Personal information
- Full name: Michael Thomas Walsh
- Date of birth: 20 June 1956 (age 69)
- Place of birth: Blackley, England
- Height: 6 ft 0 in (1.83 m)
- Position: Defender

Senior career*
- Years: Team / Apps / (Gls)
- 1974–1981: Bolton Wanderers / 177 / (4)
- 1981–1983: Everton / 20 / (0)
- 1982: → Norwich City (loan) / 5 / (0)
- 1982–1983: → Burnley (loan) / 3 / (0)
- 1983: Fort Lauderdale Strikers / 11 / (0)
- 1983–1984: Manchester City / 4 / (0)
- 1984–1989: Blackpool / 153 / (6)
- Total:  / 373 / (10)

International career
- 1982: Republic of Ireland / 4 / (0)

Managerial career
- 1990–1995: Bury
- 1996: Barrow
- 2003: Southport

= Mike Walsh (footballer) =

Republic of Ireland international footballer

Michael Thomas Walsh (born 20 June 1956) is an Irish former professional footballer who played for many clubs. A defender, he was probably best known as a captain of Bolton Wanderers and also for gaining honours representing the Republic of Ireland national football team.

==Playing career==
Born and raised in Manchester, Walsh was snapped up as a 17-year-old by Bolton Wanderers. He made his debut as an 18-year-old and quickly established a reputation as a no-nonsense defender. This was rewarded by his manager Ian Greaves who made him captain.

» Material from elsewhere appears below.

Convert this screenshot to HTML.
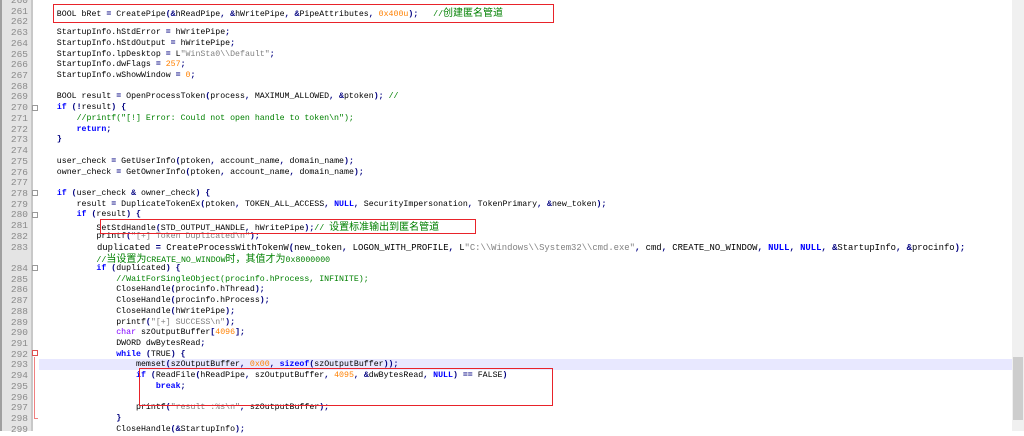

Walsh stayed with Bolton from 1974 to 1981. During this time he made 177 league appearances and scored four goals. In 1978 led the club to the First Division as champions of the Second Division after narrowly missing promotion the season before.

In 1981, Walsh was snapped up by Howard Kendall at Everton for £90,000 plus Jim McDonagh. Walsh was one of Kendall's "Magnificent Seven" signings. He later had loan spells at Norwich City and Burnley.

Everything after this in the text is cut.